At the same time, camps were coming under growing scrutiny. NGOs and human rights organizations were increasingly critical of situations in which refugees were ‘warehoused’ for years on end, without any prospect of finding a solution to their plight. Appointed in 2005, a new UN High Commissioner for Refugees, António Guterres, quickly grasped – and decided to resolve – the contradiction of heading a humanitarian organization that was at times party to violations of some basic human rights.   

UNHCR’s evolving approach to refugee settlement was also influenced by the fact that in two major refugee emergencies, those involving Iraq and Syria, neighboring countries such as Jordan and Lebanon did not insist on the encampment of the new arrivals and allowed many of them to take up residence amongst and alongside the host population.

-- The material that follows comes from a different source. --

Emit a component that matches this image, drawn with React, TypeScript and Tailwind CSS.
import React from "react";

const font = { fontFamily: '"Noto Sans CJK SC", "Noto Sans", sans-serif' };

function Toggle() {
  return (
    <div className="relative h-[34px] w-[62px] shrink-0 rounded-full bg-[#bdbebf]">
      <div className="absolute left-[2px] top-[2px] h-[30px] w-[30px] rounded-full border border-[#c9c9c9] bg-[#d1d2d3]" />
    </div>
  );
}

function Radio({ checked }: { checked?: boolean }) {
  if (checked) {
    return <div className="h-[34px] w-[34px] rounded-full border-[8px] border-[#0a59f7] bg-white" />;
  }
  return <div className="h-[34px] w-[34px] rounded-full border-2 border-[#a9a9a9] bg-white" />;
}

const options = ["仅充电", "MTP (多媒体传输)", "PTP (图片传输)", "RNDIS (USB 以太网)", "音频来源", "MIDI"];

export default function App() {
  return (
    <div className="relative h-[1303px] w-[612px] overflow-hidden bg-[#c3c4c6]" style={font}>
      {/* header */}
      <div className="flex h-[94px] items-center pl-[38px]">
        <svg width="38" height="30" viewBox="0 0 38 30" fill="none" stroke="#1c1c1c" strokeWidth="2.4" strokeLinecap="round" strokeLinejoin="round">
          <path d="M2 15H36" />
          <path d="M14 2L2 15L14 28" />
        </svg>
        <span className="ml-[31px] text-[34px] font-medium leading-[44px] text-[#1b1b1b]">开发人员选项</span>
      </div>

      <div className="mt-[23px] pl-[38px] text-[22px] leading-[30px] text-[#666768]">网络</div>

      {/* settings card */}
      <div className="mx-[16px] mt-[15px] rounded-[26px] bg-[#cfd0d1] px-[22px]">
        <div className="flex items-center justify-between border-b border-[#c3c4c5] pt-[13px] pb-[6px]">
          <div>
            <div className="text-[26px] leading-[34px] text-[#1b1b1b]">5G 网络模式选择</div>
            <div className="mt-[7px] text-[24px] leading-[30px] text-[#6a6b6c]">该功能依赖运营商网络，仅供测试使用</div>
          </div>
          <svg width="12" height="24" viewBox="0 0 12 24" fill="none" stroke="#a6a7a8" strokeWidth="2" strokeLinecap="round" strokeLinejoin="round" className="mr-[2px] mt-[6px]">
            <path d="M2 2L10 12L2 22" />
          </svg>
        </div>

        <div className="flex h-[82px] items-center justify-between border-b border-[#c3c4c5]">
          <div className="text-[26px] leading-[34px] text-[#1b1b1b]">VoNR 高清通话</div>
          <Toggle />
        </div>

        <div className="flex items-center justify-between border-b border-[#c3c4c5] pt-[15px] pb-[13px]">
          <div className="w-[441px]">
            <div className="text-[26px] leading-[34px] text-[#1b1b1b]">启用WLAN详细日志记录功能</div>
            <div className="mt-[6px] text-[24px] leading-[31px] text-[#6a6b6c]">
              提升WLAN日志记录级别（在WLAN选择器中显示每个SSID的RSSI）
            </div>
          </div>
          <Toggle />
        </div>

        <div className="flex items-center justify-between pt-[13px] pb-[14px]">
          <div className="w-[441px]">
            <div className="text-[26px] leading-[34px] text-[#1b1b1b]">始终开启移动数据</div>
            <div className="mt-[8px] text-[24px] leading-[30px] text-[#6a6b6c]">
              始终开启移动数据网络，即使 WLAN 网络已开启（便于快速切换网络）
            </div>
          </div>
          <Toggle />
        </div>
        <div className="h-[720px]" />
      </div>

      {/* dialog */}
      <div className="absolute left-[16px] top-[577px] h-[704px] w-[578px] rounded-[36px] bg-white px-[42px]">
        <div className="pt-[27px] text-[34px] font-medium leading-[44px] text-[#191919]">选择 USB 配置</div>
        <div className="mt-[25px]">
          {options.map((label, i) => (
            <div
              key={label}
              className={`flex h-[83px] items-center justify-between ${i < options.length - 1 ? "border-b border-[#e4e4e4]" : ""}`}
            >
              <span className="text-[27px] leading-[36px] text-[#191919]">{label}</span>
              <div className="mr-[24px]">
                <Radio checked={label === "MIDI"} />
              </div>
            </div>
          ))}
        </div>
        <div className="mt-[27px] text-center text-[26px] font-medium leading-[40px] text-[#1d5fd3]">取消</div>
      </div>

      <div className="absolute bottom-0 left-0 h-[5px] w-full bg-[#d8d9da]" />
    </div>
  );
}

In terms of policy, UNHCR has come a long way in a short time. But what challenges is the organization likely to face as it tries to implement its new approach to settlement and self-reliance?

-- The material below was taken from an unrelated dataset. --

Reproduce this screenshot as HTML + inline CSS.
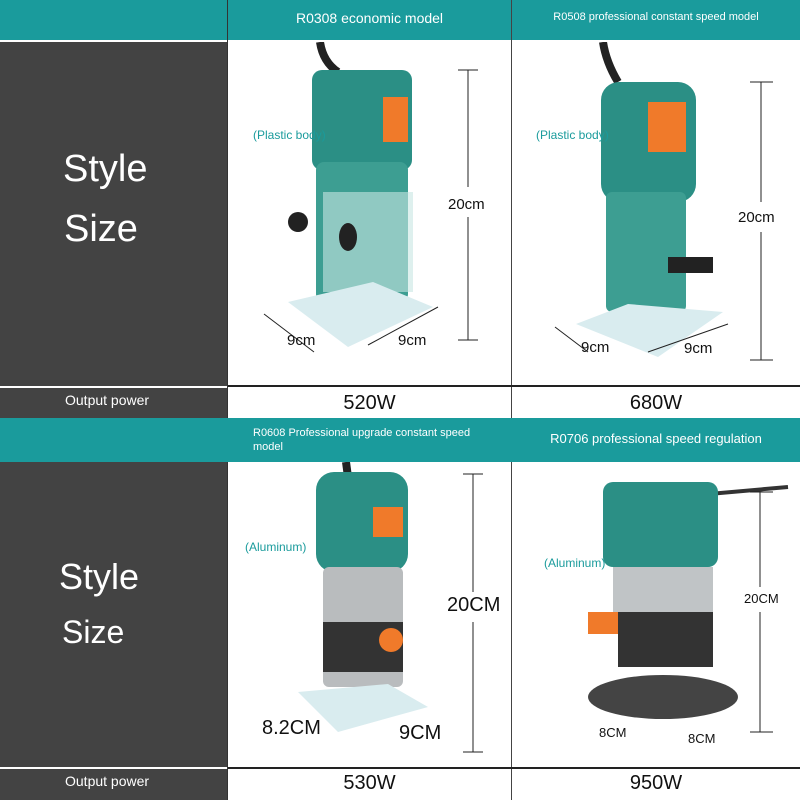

Responding to these developments, UNHCR has in recent years introduced new refugee settlement and self-reliance policies which are in sharp contrast to the organization’s earlier approach. In the words of these documents, UNHCR now “considers urban areas to be a legitimate place for refugees to enjoy their rights… whether or not this is approved by the authorities.” Refugee camps, the organization acknowledges, “limit the rights and freedoms of refugees” and “result in a range of protection problems and pathologies, including aid dependency and isolation.”  UNHCR is consequently committed “to pursue alternatives to camps whenever possible” and “to maximize opportunities for both refugee and host populations to establish, maintain and enhance livelihoods activities.”  

In terms of policy, UNHCR has come a long way in a short time. But what challenges is the organization likely to face as it tries to implement its new approach to settlement and self-reliance?

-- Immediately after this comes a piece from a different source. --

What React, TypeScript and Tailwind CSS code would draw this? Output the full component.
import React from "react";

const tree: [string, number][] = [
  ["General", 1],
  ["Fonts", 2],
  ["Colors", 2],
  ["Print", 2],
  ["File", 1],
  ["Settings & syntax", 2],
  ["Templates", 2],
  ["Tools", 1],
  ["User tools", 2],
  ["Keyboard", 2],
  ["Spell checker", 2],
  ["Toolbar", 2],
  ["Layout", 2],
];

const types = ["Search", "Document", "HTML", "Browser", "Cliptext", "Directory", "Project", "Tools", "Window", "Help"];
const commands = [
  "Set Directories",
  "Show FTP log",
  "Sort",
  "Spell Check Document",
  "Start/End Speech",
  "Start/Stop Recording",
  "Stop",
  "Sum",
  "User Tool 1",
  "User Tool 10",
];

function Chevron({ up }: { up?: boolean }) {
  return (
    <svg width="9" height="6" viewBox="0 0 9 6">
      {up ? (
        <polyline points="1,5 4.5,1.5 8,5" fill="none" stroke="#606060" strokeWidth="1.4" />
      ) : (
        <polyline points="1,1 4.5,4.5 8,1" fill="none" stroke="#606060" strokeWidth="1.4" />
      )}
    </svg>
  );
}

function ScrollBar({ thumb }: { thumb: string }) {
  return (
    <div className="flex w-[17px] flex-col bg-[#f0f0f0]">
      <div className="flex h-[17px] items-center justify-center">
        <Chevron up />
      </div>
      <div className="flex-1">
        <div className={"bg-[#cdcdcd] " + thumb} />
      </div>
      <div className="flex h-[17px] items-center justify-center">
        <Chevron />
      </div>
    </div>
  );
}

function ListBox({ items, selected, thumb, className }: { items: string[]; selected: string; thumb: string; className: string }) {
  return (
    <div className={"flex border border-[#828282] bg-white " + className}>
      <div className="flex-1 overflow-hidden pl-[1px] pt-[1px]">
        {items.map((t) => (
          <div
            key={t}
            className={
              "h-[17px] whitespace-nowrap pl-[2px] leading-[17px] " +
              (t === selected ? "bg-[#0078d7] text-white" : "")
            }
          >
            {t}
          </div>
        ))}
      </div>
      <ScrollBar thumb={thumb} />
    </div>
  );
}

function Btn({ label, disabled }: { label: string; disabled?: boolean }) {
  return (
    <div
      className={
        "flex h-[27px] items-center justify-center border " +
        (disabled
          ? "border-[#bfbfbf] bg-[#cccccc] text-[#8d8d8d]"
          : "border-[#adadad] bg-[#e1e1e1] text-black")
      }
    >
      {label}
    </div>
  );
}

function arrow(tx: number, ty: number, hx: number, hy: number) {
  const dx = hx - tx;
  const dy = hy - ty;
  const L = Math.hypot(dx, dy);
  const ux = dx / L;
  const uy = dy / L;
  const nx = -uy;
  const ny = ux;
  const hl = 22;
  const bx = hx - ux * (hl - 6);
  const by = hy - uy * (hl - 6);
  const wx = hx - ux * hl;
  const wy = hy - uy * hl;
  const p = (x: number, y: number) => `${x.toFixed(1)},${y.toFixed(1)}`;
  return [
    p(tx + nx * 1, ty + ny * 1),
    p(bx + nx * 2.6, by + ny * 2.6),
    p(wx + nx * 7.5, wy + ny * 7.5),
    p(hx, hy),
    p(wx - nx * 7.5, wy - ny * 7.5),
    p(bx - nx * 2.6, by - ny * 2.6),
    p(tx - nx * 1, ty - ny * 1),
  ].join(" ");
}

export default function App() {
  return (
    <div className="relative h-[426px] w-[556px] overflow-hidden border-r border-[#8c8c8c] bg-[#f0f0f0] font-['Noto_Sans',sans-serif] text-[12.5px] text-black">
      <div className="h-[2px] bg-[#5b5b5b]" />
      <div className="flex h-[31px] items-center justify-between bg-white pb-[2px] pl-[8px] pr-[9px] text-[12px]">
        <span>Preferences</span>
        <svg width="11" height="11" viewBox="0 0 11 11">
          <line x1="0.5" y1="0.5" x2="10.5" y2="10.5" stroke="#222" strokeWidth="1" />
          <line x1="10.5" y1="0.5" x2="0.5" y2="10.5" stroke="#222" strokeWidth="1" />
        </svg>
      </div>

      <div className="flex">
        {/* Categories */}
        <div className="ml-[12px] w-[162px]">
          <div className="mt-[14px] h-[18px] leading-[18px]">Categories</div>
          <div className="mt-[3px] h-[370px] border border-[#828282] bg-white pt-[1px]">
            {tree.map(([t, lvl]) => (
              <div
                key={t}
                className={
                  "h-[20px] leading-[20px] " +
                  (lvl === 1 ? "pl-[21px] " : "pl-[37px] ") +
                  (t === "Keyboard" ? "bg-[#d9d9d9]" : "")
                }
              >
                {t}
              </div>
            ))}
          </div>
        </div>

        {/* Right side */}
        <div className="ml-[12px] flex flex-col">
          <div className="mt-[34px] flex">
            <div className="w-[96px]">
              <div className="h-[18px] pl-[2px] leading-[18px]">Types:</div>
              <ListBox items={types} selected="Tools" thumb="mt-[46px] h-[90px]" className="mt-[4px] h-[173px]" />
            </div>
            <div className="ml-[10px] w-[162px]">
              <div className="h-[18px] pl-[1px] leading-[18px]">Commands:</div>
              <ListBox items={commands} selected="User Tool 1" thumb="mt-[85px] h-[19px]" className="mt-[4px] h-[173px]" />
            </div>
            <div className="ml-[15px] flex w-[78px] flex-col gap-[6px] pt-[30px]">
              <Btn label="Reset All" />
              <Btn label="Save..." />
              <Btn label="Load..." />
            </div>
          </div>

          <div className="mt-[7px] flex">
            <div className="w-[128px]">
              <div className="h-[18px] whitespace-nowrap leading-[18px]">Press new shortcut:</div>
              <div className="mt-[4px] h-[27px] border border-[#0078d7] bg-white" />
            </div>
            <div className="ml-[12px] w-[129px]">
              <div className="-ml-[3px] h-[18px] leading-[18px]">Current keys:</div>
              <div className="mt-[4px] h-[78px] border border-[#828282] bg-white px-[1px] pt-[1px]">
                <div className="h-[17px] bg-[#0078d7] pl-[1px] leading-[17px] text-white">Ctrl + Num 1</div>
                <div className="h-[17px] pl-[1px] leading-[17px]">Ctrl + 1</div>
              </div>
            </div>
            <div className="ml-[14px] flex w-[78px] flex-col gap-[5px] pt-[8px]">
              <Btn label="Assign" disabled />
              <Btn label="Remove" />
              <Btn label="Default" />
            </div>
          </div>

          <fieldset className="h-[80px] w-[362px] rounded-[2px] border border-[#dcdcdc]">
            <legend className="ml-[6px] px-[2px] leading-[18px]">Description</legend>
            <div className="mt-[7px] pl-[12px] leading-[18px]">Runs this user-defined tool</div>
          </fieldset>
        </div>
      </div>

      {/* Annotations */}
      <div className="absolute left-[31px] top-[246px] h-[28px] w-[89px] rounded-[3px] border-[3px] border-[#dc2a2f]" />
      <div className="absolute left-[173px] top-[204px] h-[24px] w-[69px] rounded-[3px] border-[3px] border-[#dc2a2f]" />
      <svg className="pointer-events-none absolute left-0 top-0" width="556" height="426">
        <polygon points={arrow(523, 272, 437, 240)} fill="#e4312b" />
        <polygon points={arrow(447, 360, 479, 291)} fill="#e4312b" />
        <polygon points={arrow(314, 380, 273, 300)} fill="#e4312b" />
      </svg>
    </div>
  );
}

First and most obviously, UNHCR will have to secure the support of host states. And that will not be an easy task, given the continued determination of some governments to ensure that refugees are accommodated in camps and go back to their own country at the earliest possible opportunity, rather than allowing them to integrate in the local economy and society. To persuade them otherwise, some effective advocacy will be required, supported by evidence demonstrating that refugees can make a useful contribution to their adopted country when they are allowed to live outside of camps and live productive lives.  

Second, UNHCR’s new approach is unlikely to be accepted by host communities unless they know that the international community will enable them to cope with refugee influxes by supporting their economy, strengthening their infrastructure, and protecting their environment.

At the same time, there will be a need for the international community to show that the presence of a refugee population creates new livelihoods opportunities for local people, rather than squeezing them out of the labor market or diminishing their wages. Those objectives will only be achieved if development agencies, financial institutions, and the private sector can play a much more prominent role in the refugee response, thereby allowing UNHCR and its humanitarian partners to phase out their assistance programs once the emergency is over.  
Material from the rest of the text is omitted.